Ash Simpson, Ericsson (00:58):
So if we wanted to create a new instance, or we want to know a little bit about the services that we have, we can see we're running three instances at the moment across different locations, service types and flavours. You can think of them like your resilience or your availability levels. If we were to create a new service, pretty straightforward — we just choose to create a core network. And anything you see here can be done through the service APIs as well, through the public API gateway. So this way, if you have your own orchestration platforms, or the Ericsson orchestration platforms, you can order a network slice which consumes a SaaS core as well. So we give it a name, we choose a region — which can be set due to different regulatory constraints that you may have — and then you choose the service type and the resilience level, and then you can deploy your network.

(01:42):
So this is pretty straightforward, very simple — takes about 30 minutes or so to build the core from there. At that point, you see a new core instance and it's idle, it's waiting. So if we look into one that we've already done, these will be showing as idle and there'll be some blank details, but this is like your dashboard for the service, at a service level. Setting up the core network is really straightforward.
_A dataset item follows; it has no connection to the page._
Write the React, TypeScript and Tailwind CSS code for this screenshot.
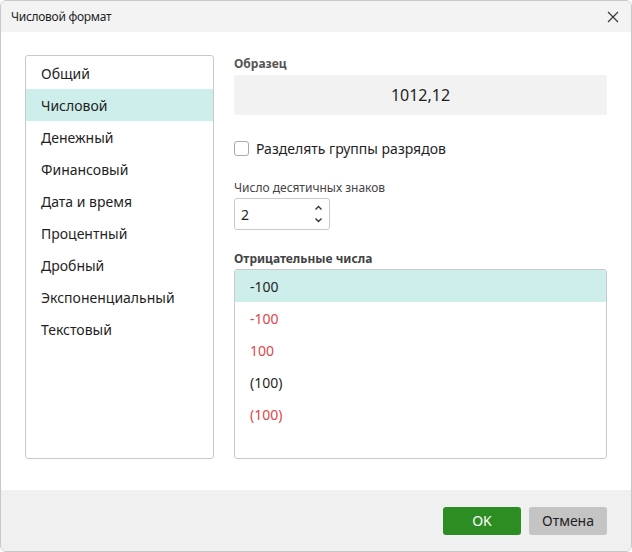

So we chose first the service type. We said it was private wireless, so therefore the agents are going to be optimizing that for private wireless use cases — things like IoT, or retail, or those kind of maybe more machine-type use cases. If we chose fixed wireless, it's going to be optimizing the service for internet access and all the different additional services you need to provide, like firewalling and DDoS protection and all the other services as well.

(02:30):
So here we provide some very basic settings, some operator-specific settings. You need to provide those because when you are onboarded through the process, you enter your identity provider, your encryption keys, and the whole service is unique to yourself. So we can't know this information — Ericsson can't access or see what's running in the core network. So you provide some basic operator information, provide a subnet mask for the core to allocate its own addressing from. And at this point the service is deployed and configured. That takes another 15 minutes or so for the agents. Now we have a core running in the cloud and we need to be able to connect to it. So we just announced that we have our fixed wireless offering now available in the Google Cloud Marketplace. This is showing the private wireless service, so it's a VPN-based offering, but you would have ports and VLANs as opposed to VPN gateways and tunnels.

(03:23):
So we can see here that we have some live tunnels. There are some real UEs attached to this service streaming some 4K video, just for the conference. But if we were to create a new VPN gateway — this is for a different network type, like part of your 3GPP interfaces. So for example, we have here the control plane, the user plane, maybe external data network. You want to send this APN on a secure VPN to a SaaS application or an enterprise application. Other services will have things like charging interfaces, lawful intercept, other VLAN gateways that you can create. So that takes about two minutes — VPN gateway is up — and then you can provision tunnels to connect to that. So maybe this is now we're connecting a large number of retail stores to a private core network and we want to onboard the second, third or fourth store. So it's as simple as just adding new tunnels and configuring them for the retail environment.

(04:18):
At this point the core is deployed. The RAN can attach to those IP addresses from the core network and you can start to use the core service. You may want, again, an additional layer of protection on top of that. Maybe there are some key regulatory constraints that we have. So here you can also create additional security keys, so you could even encrypt the services differently. We provision some subscribers — so again, the subscriber management API is widely available through the gateway, so you can integrate to your existing systems, or you can just very quickly upload some JSON templates and go for it.

(04:55):
Now our subscribers are using the service and we want to understand how it's performing, how it's working. So there are about 20 key performance indicators that are probably of most interest to a SaaS service, so they're available. Again, you can pull all this data into your network management system if you want. So that concludes the day-to-day operations. Then maybe you want to talk to Ericsson support. It's not always practical that no one can access your core network. So you raise a support request, a site reliability engineer is in contact with you, you know who they are and you trust them, and you can create a temporary key to unlock the service for that period of time. So while that engineer is working with you on your core troubleshooting — maybe you're trying to do a UE trace or something like that — they have that access. It's all restricted within the data within your project and your tenancy still, so the engineer can't access anything outside of that.

(05:49):
And then at any point, or when you're finished, you can just revoke that — all the instances are deleted, all the data is deleted, and again your service is secured back. So it's only your own.

James Pearce, TelecomTV (05:58):
Ash, that was fascinating. Thank you very much for joining us.

Ash Simpson, Ericsson (06:02):
Thank you for having me.

Please note that video transcripts are provided for reference only – content may vary from the published video or contain inaccuracies.

Ash Simpson, Ericsson On-Demand Service Owner, Ericsson

Ericsson’s Ash Simpson demonstrates the company’s On-Demand platform, a software-as-a-service offering that brings core network functionality to the cloud. He reveals how operators can deploy a complete core network within 30 minutes using a self-service dashboard, with configuration taking an additional 15 minutes. The platform supports both private wireless and fixed wireless deployments, offers subscription-based pricing where users only pay for what they consume, and includes VPN connectivity options.